Big tech — not fintech — causing great disruption to banks: report

Financial institutions’ drive to become more “experience-driven” is opening the door to potential competition from global technology giants, according to a report published on Monday, Aug. 22, by the World Economic Forum.

Photo credit: ITU.int

Photo credit: ITU.int

According to the report, “Beyond Fintech: A Pragmatic Assessment of Disruptive Potential in Financial Services,” the challenge to banks and insurers is down to large technology firms hollowing out the value proposition of these institutions by carrying out more core functions, even as banks and insurers lean ever more heavily on them to compete.

Another finding of the report, which aims to examine the impact of innovation on the financial ecosystem, is that fintech start-ups, while achieving success in terms of changing the basis for competition, have had less impact than expected in disrupting the competitive landscape.

“The partnership between banks and large tech companies risks not staying a reciprocal one,” said Jesse McWaters, lead author of the study.

“Financial institutions increasingly rely on technology firms for their most strategically sensitive capabilities, but can so far only offer their ongoing business in return.”

The report draws on interviews and workshops with hundreds of financial and technology experts.
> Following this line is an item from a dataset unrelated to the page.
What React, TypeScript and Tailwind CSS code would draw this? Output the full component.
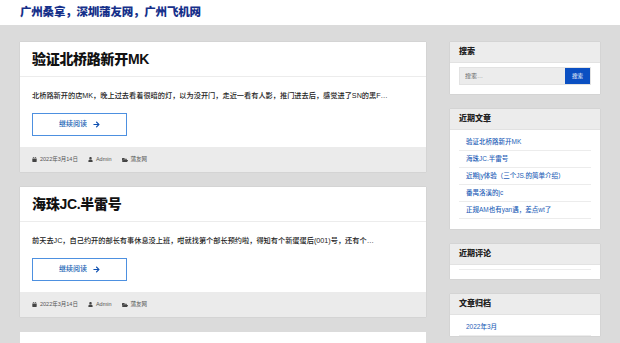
import { FaArrowRight, FaCalendar, FaFolderOpen, FaUser } from "react-icons/fa";

const font = "font-['Liberation_Sans','Noto_Sans_CJK_SC',sans-serif]";

interface Post {
  title: string;
  excerpt: string;
  date: string;
  author: string;
  category: string;
}

const posts: Post[] = [
  {
    title: "验证北桥路新开MK",
    excerpt:
      "北桥路新开的店MK，晚上过去看着很暗的灯，以为没开门，走近一看有人影，推门进去后，感觉进了SN的黑F…",
    date: "2022年3月14日",
    author: "Admin",
    category: "蒲友网",
  },
  {
    title: "海珠JC.半雷号",
    excerpt:
      "前天去JC，自己约开的部长有事休息没上班，咁就找第个部长预约啦，得知有个新蛋蛋后(001)号，还有个…",
    date: "2022年3月14日",
    author: "Admin",
    category: "蒲友网",
  },
];

const recent = [
  "验证北桥路新开MK",
  "海珠JC.半雷号",
  "近期jy体验（三个JS.的简单介绍）",
  "番禺洛溪的jc",
  "正规AM也有yan遇，差点wt了",
];

const PostCard = ({ post }: { post: Post }) => {
  return (
    <div className="bg-white shadow-[0_0_1px_rgba(0,0,0,0.2)]">
      <div className="h-[35px] flex items-center px-3 border-b border-[#ececec]">
        <h2 className="text-[14px] font-black text-[#111] leading-none tracking-[-0.3px]">
          {post.title}
        </h2>
      </div>
      <div className="px-3 pt-[13px] pb-[11px]">
        <p className="text-[7.2px] leading-[12px] text-[#222] font-medium">{post.excerpt}</p>
        <a className="mt-[11px] w-[95px] h-[23px] border border-[#4d90e0] flex items-center justify-center gap-[6px] text-[7px] text-[#1a5fb4] font-medium">
          继续阅读
          <FaArrowRight className="w-[7px] h-[7px] text-[#0d4fb0]" />
        </a>
      </div>
      <div className="h-[25px] bg-[#ebebeb] flex items-center px-3 gap-[10px] text-[5.5px] text-[#555]">
        <span className="flex items-center gap-[3px]">
          <FaCalendar className="w-[5px] h-[5px] text-[#444]" />
          {post.date}
        </span>
        <span className="flex items-center gap-[3px]">
          <FaUser className="w-[5px] h-[5px] text-[#444]" />
          {post.author}
        </span>
        <span className="flex items-center gap-[3px]">
          <FaFolderOpen className="w-[6px] h-[6px] text-[#444]" />
          {post.category}
        </span>
      </div>
    </div>
  );
};

const Widget = ({ title, children }: { title: string; children: React.ReactNode }) => {
  return (
    <div className="bg-white shadow-[0_0_1px_rgba(0,0,0,0.2)]">
      <div className="h-[21px] bg-[#ececec] border-b border-[#e2e2e2] flex items-center px-[9px]">
        <h3 className="text-[8px] font-black text-[#222]">{title}</h3>
      </div>
      {children}
    </div>
  );
};

export default function App() {
  return (
    <div className={`${font} w-[620px] h-[343px] overflow-hidden bg-[#dbdbdb]`}>
      <header className="h-[25px] bg-white flex items-center px-5">
        <h1 className="text-[11.5px] font-black text-[#16308a] tracking-[-0.2px]">
          广州桑拿，深圳蒲友网，广州飞机网
        </h1>
      </header>

      <div className="flex gap-6 px-5 pt-[17px]">
        <main className="w-[406px] flex flex-col gap-[15px]">
          {posts.map((p) => (
            <PostCard key={p.title} post={p} />
          ))}
          <div className="bg-white h-[40px]" />
        </main>

        <aside className="w-[150px] flex flex-col gap-[15px]">
          <Widget title="搜索">
            <div className="p-[9px] pt-[4px]">
              <div className="flex h-[18px] border border-[#e2e2e2] bg-[#ececec]">
                <input
                  className="flex-1 min-w-0 bg-transparent px-[5px] text-[6px] text-[#555] outline-none placeholder:text-[#666]"
                  placeholder="搜索…"
                />
                <button className="w-[25px] bg-[#0a4fc2] text-white text-[5.5px]">搜索</button>
              </div>
            </div>
          </Widget>

          <Widget title="近期文章">
            <ul className="px-[9px] pt-[4px] pb-[10px]">
              {recent.map((r) => (
                <li
                  key={r}
                  className="h-[17px] flex items-center pl-[7px] border-b border-[#ececec] text-[6.5px] text-[#1f5fb8] font-medium"
                >
                  {r}
                </li>
              ))}
            </ul>
          </Widget>

          <Widget title="近期评论">
            <div className="px-[9px] pt-[4px] pb-[9px]">
              <div className="border-b border-[#ececec]" />
            </div>
          </Widget>

          <Widget title="文章归档">
            <ul className="px-[9px] pt-[4px]">
              <li className="h-[17px] flex items-center pl-[7px] border-b border-[#ececec] text-[6.5px] text-[#1f5fb8] font-medium">
                2022年3月
              </li>
            </ul>
          </Widget>
        </aside>
      </div>
    </div>
  );
}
It highlights cloud computing, customer-facing artificial intelligence and “big data” customer analytics as three capabilities that are becoming critical to the competitive differentiation of financial institutions.
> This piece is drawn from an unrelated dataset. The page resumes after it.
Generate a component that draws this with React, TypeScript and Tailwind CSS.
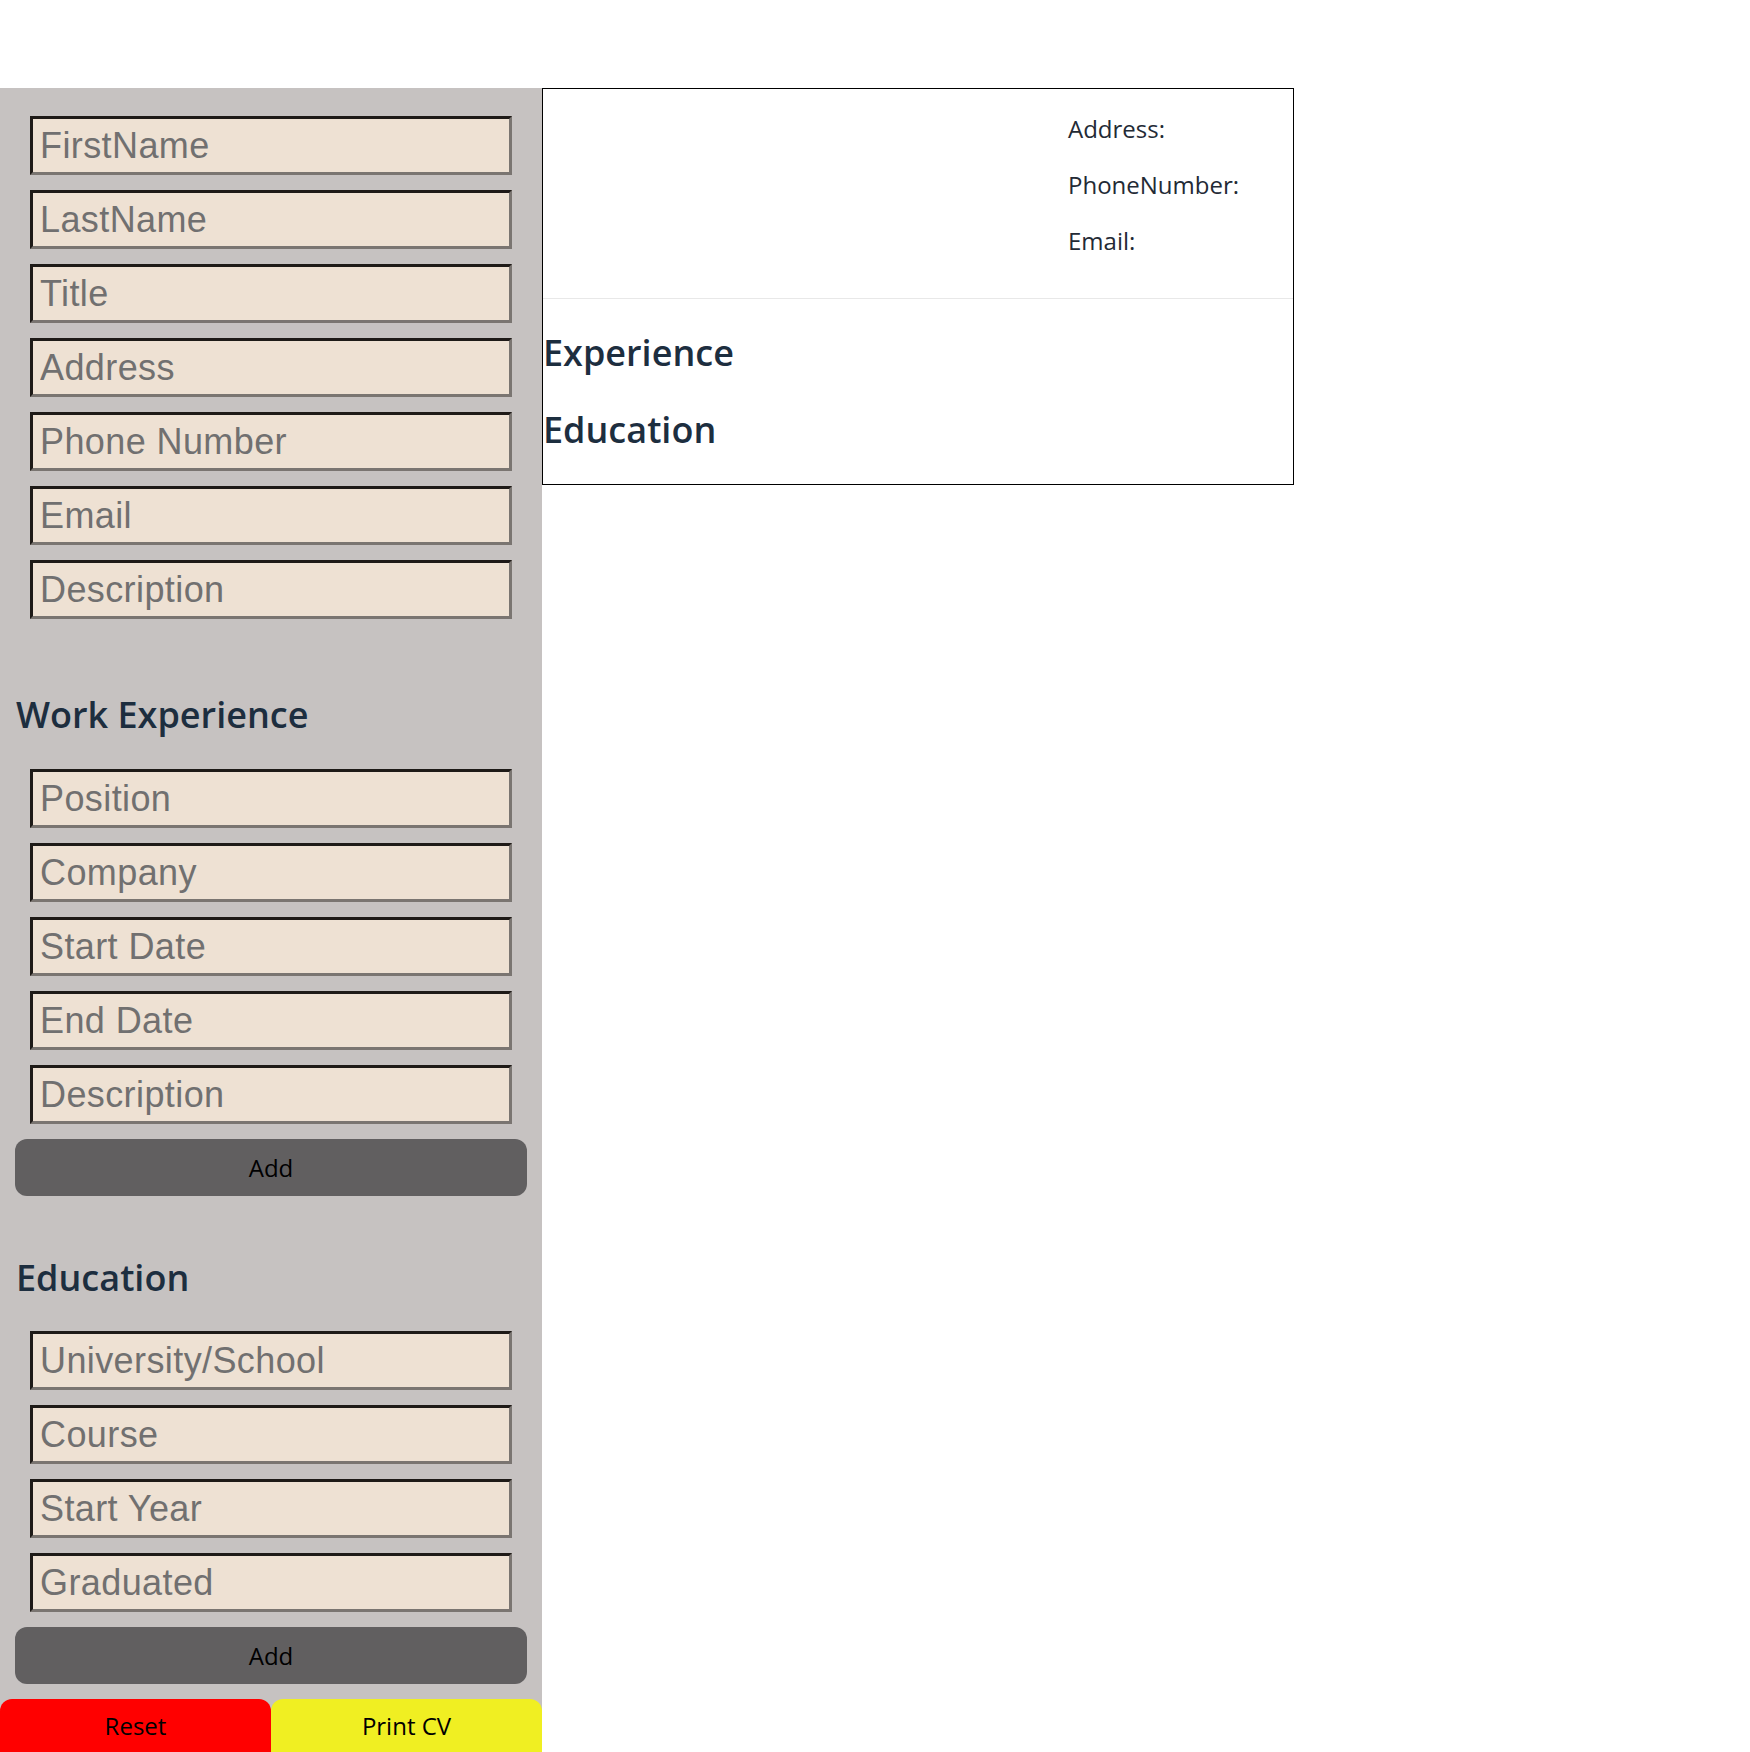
const personal = ["FirstName", "LastName", "Title", "Address", "Phone Number", "Email", "Description"];
const work = ["Position", "Company", "Start Date", "End Date", "Description"];
const education = ["University/School", "Course", "Start Year", "Graduated"];

const Field = ({ placeholder }: { placeholder: string }) => (
  <input
    type="text"
    placeholder={placeholder}
    className="h-[59px] w-full border-[3px] border-t-[#1e1a17] border-l-[#1e1a17] border-b-[#7a7571] border-r-[#7a7571] bg-[#eee1d3] pl-[7px] font-['Liberation_Sans',Arial,sans-serif] text-[36px] tracking-[0.4px] text-[#333] outline-none placeholder:text-[#717070]"
  />
);

const SectionTitle = ({ children, className }: { children: string; className: string }) => (
  <h2 className={`px-[16px] text-[36px] leading-[49px] font-semibold text-[#1d2e3f] ${className}`}>{children}</h2>
);

const AddButton = () => (
  <button className="mx-[15px] mt-[15px] h-[57px] rounded-[12px] bg-[#615f60] text-[24px] text-black">Add</button>
);

const App = () => {
  return (
    <div className="flex h-[1752px] items-start overflow-hidden bg-white pt-[88px] font-['Open_Sans',sans-serif]">
      <aside className="flex w-[542px] shrink-0 flex-col bg-[#c6c2c1] pt-[28px]">
        <div className="flex flex-col gap-[15px] px-[30px]">
          {personal.map((p) => (
            <Field key={p} placeholder={p} />
          ))}
        </div>

        <SectionTitle className="mt-[71px] mb-[30px]">Work Experience</SectionTitle>
        <div className="flex flex-col gap-[15px] px-[30px]">
          {work.map((p) => (
            <Field key={p} placeholder={p} />
          ))}
        </div>
        <AddButton />

        <SectionTitle className="mt-[57px] mb-[29px]">Education</SectionTitle>
        <div className="flex flex-col gap-[15px] px-[30px]">
          {education.map((p) => (
            <Field key={p} placeholder={p} />
          ))}
        </div>
        <AddButton />

        <div className="mt-[15px] grid h-[53px] grid-cols-2">
          <button className="rounded-t-[12px] bg-[#ff0000] text-[24px] text-black">Reset</button>
          <button className="rounded-t-[12px] bg-[#f0ef22] text-[24px] text-black">Print CV</button>
        </div>
      </aside>

      <section className="flex h-[397px] w-[752px] shrink-0 flex-col border border-black">
        <div className="flex h-[210px] border-b border-[#e8e8e8]">
          <div className="ml-auto flex w-[225px] flex-col gap-[24px] pt-[24px] text-[24px] leading-[32px] text-[#232a35]">
            <p>Address:</p>
            <p>PhoneNumber:</p>
            <p>Email:</p>
          </div>
        </div>
        <div className="flex flex-col gap-[28px] pt-[29px] text-[36px] leading-[49px] font-semibold text-[#1d2e3f]">
          <h2>Experience</h2>
          <h2>Education</h2>
        </div>
      </section>
    </div>
  );
};

export default App;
All three are domains where technology giants like Amazon, Google, and Facebook have far deeper experience than their financial services counterparts and where scale effects will make it difficult for financial institutions to catch up.

As a result, many banks and insurers are turning to technology firms to provide these core functions.

While these partnerships can accelerate innovation, the report points out that they also pose a risk should large technology players choose to enter financial services in direct competition with retail banks and insurers.

“Tech giants would be able to pick and choose their points of entry into financial services; maximizing their strengths like rich datasets and strong brands, while taking advantage of incumbent institutions’ dependence on them,” said McWaters.

As a result, financial institutions will likely need to walk a challenging line between capitalizing on the services of large technology players and becoming dependent on them.

For customers, the entry of large technology firms into financial services could mean entrusting both their financial and non-financial data to the same company.

For policy-makers, it would raise serious questions about how best to avoid both anticompetitive behavior and the inappropriate use of personal data in decision-making.

The findings suggest a move away from a focus on the potential competitive threat of high-tech financial services start-ups, typically called “fintechs”.

Much research, including the World Economic Forum’s 2015 report on The Future of Financial Services, suggested that “niche” fintechs could stage a broader disruption of the financial system.

But, while they have deeply influenced the direction of innovation in the industry, there are growing doubts about their ability to directly challenge incumbent financial institutions.

“Fintechs have changed the basis of competition in financial services, but not the competitive landscape,” said Rob Galaski, co-author of the report.

“Fintechs now define the tempo and direction of innovation in financial services, but high customer switching costs and the rapid response of incumbents has challenged their ability to scale”.

Robo-advisers, which provide automated investment advice to customers at low fees, provide an instructive example of incumbents responding to fintech.

“The ability to be a fast follower has proven more important than being first for large financial institutions,” said Galaski.

“Agile incumbents have used the fintech ecosystem as a supermarket for capabilities, making the ability to nurture and rapidly form partnerships a critical ingredient to banks’ competitive success.”

Another of the report’s findings notes the emergence of distinct financial systems in China, Europe, and the United States, raising concerns for international regulatory coordination.

The report observed that, in China, large technology companies like Ant Financial (a subsidiary of Alibaba) and Tencent (the parent company of WeChat) have emerged as leading providers of a range of financial services – a striking departure from the traditional bank-led model dominant in the United States.

Meanwhile in Europe, the forthcoming enactment of the Second Payment Services Directive (more commonly called PSDII) is expected to open up banks’ customer data, creating an environment of more active competition between incumbents and new entrants.

“Technology is not driving a global convergence in customer experience, instead divergent customer demand and regulatory priorities are creating distinctly regionalized financial ecosystems” said Bob Contri, principal at Deloitte Consulting and an adviser to the report.

“This could pose a serious challenge to regulatory coordination, as regulators struggle to understand the disparate impact of global regulations on each region”.